◆ COLLECTED MATERIAL ◆
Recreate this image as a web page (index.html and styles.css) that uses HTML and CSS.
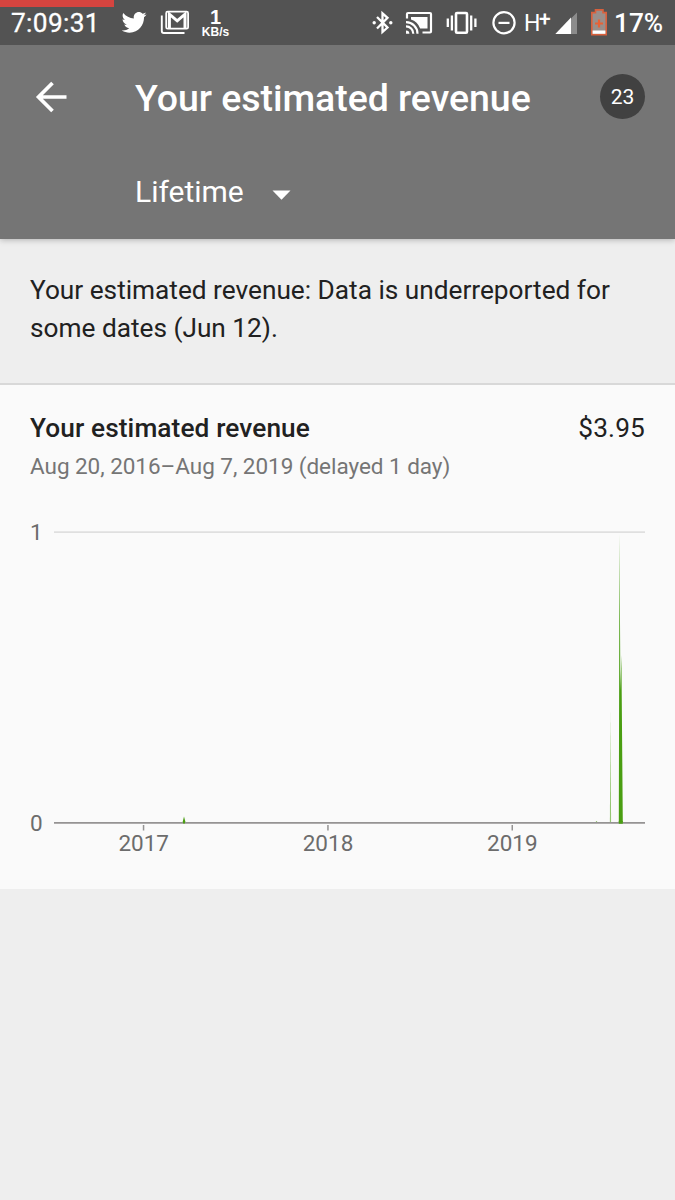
FILE: index.html
```html
<!DOCTYPE html>
<html lang="en">
<head>
<meta charset="utf-8">
<title>Your estimated revenue</title>
<link rel="stylesheet" href="styles.css">
</head>
<body>
<div class="screen">
  <div class="status">
    <div class="progress"></div>
    <div class="status-group">
      <span class="clock">7:09:31</span>
      <svg class="ico" width="26" height="45" viewBox="122 0 26 45"><path fill="#fff" transform="translate(121.600 9.600) scale(1.04 1.06)" d="M23.954 4.569c-.885.389-1.83.654-2.825.775 1.014-.611 1.794-1.574 2.163-2.723-.951.555-2.005.959-3.127 1.184-.896-.959-2.173-1.559-3.591-1.559-2.717 0-4.92 2.203-4.92 4.917 0 .39.045.765.127 1.124C7.691 8.094 4.066 6.13 1.64 3.161c-.427.722-.666 1.561-.666 2.475 0 1.71.87 3.213 2.188 4.096-.807-.026-1.566-.248-2.228-.616v.061c0 2.385 1.693 4.374 3.946 4.827-.413.111-.849.171-1.296.171-.314 0-.615-.03-.916-.086.631 1.953 2.445 3.377 4.604 3.417-1.68 1.319-3.809 2.105-6.102 2.105-.39 0-.779-.023-1.17-.067 2.189 1.394 4.768 2.209 7.557 2.209 9.054 0 13.999-7.496 13.999-13.986 0-.209 0-.42-.015-.63.961-.689 1.8-1.56 2.46-2.548z"/></svg>
      <svg class="ico mail" width="30" height="45" viewBox="160 0 30 45"><rect x="166.200" y="11.700" width="21.900" height="17" rx="1.500" fill="none" stroke="#fff" stroke-width="1.800"/><path fill="none" stroke="#fff" stroke-width="3" d="M169.400 28.500V14.200L177.200 20.800 185 14.200V28.500"/><path fill="none" stroke="#fff" stroke-width="1.900" d="M161.800 15.500v15.500q0 2 2 2H184.500"/></svg>
      <div class="speed"><span class="speed-num">1</span><span class="speed-unit">KB/s</span></div>
    </div>
    <div class="status-group">
      <svg class="ico" width="22" height="45" viewBox="372 0 22 45"><path fill="none" stroke="#fff" stroke-width="2.300" d="M377 17l10.500 10.500-5 4.500V13.300l5 4.500L377 28.500"/><circle cx="374.200" cy="22.800" r="1.700" fill="#fff"/><circle cx="390.800" cy="22.800" r="1.700" fill="#fff"/></svg>
      <svg class="ico cast" width="28" height="45" viewBox="405 0 28 45"><g fill="none" stroke="#fff" stroke-width="2.200"><path d="M407 18.500V14q0-1 1-1h22q1 0 1 1v17.500q0 1-1 1h-7.500"/><path d="M406 22.200a11.500 11.500 0 0 1 11.500 11.500M406 26.400a7.300 7.300 0 0 1 7.300 7.300"/></g><path fill="#fff" d="M406 30.400a3.400 3.400 0 0 1 3.400 3.400H406zM411 17h16.500v11.500h-7.300Q417.500 21.500 411 19.500z"/></svg>
      <svg class="ico vib" width="32" height="45" viewBox="446 0 32 45"><rect x="456" y="13" width="11" height="19.800" rx="1" fill="none" stroke="#fff" stroke-width="2.600"/><path stroke="#fff" stroke-width="2.300" d="M451.900 15.500v15M447.800 18.500v8.500M471.200 15.500v15M475.400 18.500v8.500"/></svg>
      <svg class="ico dnd" width="24" height="45" viewBox="492 0 24 45"><circle cx="504" cy="22.700" r="10.600" fill="none" stroke="#fff" stroke-width="2.200"/><path stroke="#fff" stroke-width="2.200" d="M498.500 22.900h11"/></svg>
      <span class="net">H<span class="plus">+</span></span>
      <svg class="ico sig" width="22" height="45" viewBox="555 0 22 45"><path fill="#8c8c8c" d="M571 18.500l6-6V34h-6z"/><path fill="#fff" d="M555.300 34L571 17.500V34z"/></svg>
      <svg class="ico bat" width="18" height="45" viewBox="590 0 18 45"><path fill="#9a8f8b" stroke="#d9603c" stroke-width="1.600" d="M595.500 12.600V9.900h7.500v2.700h3.200v22h-14.400v-22z"/><path fill="#fff" d="M592.600 30.500h12.800v3.300h-12.800z"/><path stroke="#e86236" stroke-width="2.200" d="M599 19.500v8M595 23.500h8"/></svg>
      <span class="pct">17%</span>
    </div>
  </div>

  <header class="header">
    <div class="title-row">
      <svg class="back" width="32" height="32" viewBox="35 81 32 32"><path fill="none" stroke="#fff" stroke-width="3.700" d="M66.500 97H38.500M52.500 83l-14 14 14 14"/></svg>
      <h1 class="title">Your estimated revenue</h1>
      <span class="badge">23</span>
    </div>
    <div class="period"><span class="period-label">Lifetime</span><svg width="20" height="10" viewBox="0 0 20 10"><path fill="#fff" d="M.5.5h18L9.500 9.700z"/></svg></div>
  </header>

  <p class="notice">Your estimated revenue: Data is underreported for some dates (Jun 12).</p>

  <section class="card">
    <div class="card-head"><h2 class="card-title">Your estimated revenue</h2><span class="amount">$3.95</span></div>
    <p class="range">Aug 20, 2016–Aug 7, 2019 (delayed 1 day)</p>
    <svg class="chart" width="675" height="388" viewBox="0 500 675 388">
      <path fill="#dfdfdf" d="M54 531.200h591v1.900H54z"/>
      <path fill="#96c673" d="M609.900 822l.5-111 .7 111z"/>
      <path fill="#4a9e12" d="M618.800 822.500L619.500 534 620.400 690 621.400 655 622.800 822.500zM182.500 822.500l1.500-6 1.600 6zM595 822.500l1.500-1.200 1.500 1.200z"/>
      <path fill="#959393" d="M54 822h591v1.800H54zM142.800 825h1.500v5.500h-1.500zM327.200 825h1.500v5.500h-1.500zM511.500 825h1.500v5.500h-1.500z"/>
      <path fill="#4a9e12" d="M618.800 821h4v2.800h-4zM183 821h2v2.500h-2z"/>
      <g class="axis"><text x="30" y="540">1</text><text x="30" y="830.500">0</text><g text-anchor="middle"><text x="143.700" y="851">2017</text><text x="328" y="851">2018</text><text x="512.300" y="851">2019</text></g></g>
    </svg>
  </section>
</div>
</body>
</html>
```
FILE: styles.css
```css
* { box-sizing: border-box; }
body, h1, h2, p { margin: 0; font-weight: 400; }
body { background: #eee; font-family: Roboto, sans-serif; color: #212121; }
svg { display: block; flex: none; }
.screen { width: 675px; height: 1200px; overflow: hidden; }

.status { position: relative; z-index: 1; display: flex; justify-content: space-between; height: 45px; padding: 0 12px 0 11px; background: #535353; color: #fff; }
.progress { position: absolute; left: 0; top: 0; width: 114px; height: 7px; background: #d5443f; }
.status-group { display: flex; height: 45px; }
.clock { width: 111px; font-size: 26.25px; line-height: 46px; letter-spacing: .35px; -webkit-text-stroke: .3px #fff; }
.mail { margin-left: 12px; }
.speed { display: flex; flex-direction: column; align-items: center; margin-left: 11px; width: 29px; font-family: "Liberation Sans", sans-serif; font-weight: 700; }
.speed-num { margin-top: 7px; font-size: 20px; line-height: 20px; }
.speed-unit { font-size: 12px; line-height: 10px; }
.cast { margin-left: 11px; }
.vib { margin-left: 13px; }
.dnd { margin-left: 14px; }
.net { margin-left: 8px; width: 26px; font-size: 23px; line-height: 47px; white-space: nowrap; letter-spacing: -1.5px; }
.plus { font-size: 21px; font-weight: 500; vertical-align: 5px; line-height: 1; }
.sig { margin-left: 5px; }
.bat { margin-left: 13px; }
.pct { margin-left: 6px; width: 49px; font-size: 26.25px; font-weight: 500; line-height: 47px; white-space: nowrap; }

.header { position: relative; height: 194px; background: #757575; color: #fff; box-shadow: 0 1px 6px rgba(0, 0, 0, .25); }
.title-row { display: flex; align-items: center; height: 104px; padding: 0 30px 0 35px; }
.title { flex: 1; margin: 2px 0 0 68px; font-size: 37.500px; font-weight: 500; line-height: 50px; white-space: nowrap; letter-spacing: -.05px; }
.badge { width: 45px; height: 45px; margin-bottom: 1px; border-radius: 50%; background: #414141; font-size: 21px; line-height: 46px; text-align: center; }
.period { display: flex; align-items: center; gap: 28px; height: 84px; padding-left: 135px; font-size: 30px; }
.period svg { margin-top: 7px; }

.notice { height: 146px; padding: 32px 30px 0; border-bottom: 2px solid #d8d8d8; font-size: 26.250px; line-height: 38px; letter-spacing: -.015px; }
.card { height: 504px; padding-top: 27px; background: #fafafa; }
.card-head { display: flex; justify-content: space-between; padding: 0 30px; font-size: 26.250px; line-height: 32px; }
.card-title { font-size: 26.250px; font-weight: 500; letter-spacing: .1px; }
.amount { letter-spacing: .15px; }
.range { margin: 8px 30px 0; height: 28px; font-size: 22.500px; line-height: 28px; letter-spacing: -.04px; color: #757575; }
.chart { margin-top: 20px; }
.axis { font-size: 22.500px; fill: #6c6c6c; }
```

◆ EXERCISE REQUIREMENTS ◆
For each line of the listing that holds the word "styles", show that line.

◆ FINISHED ANSWER ◆
Recreate this image as a web page (index.html and styles.css) that uses HTML and CSS.
<link rel="stylesheet" href="styles.css">
FILE: styles.css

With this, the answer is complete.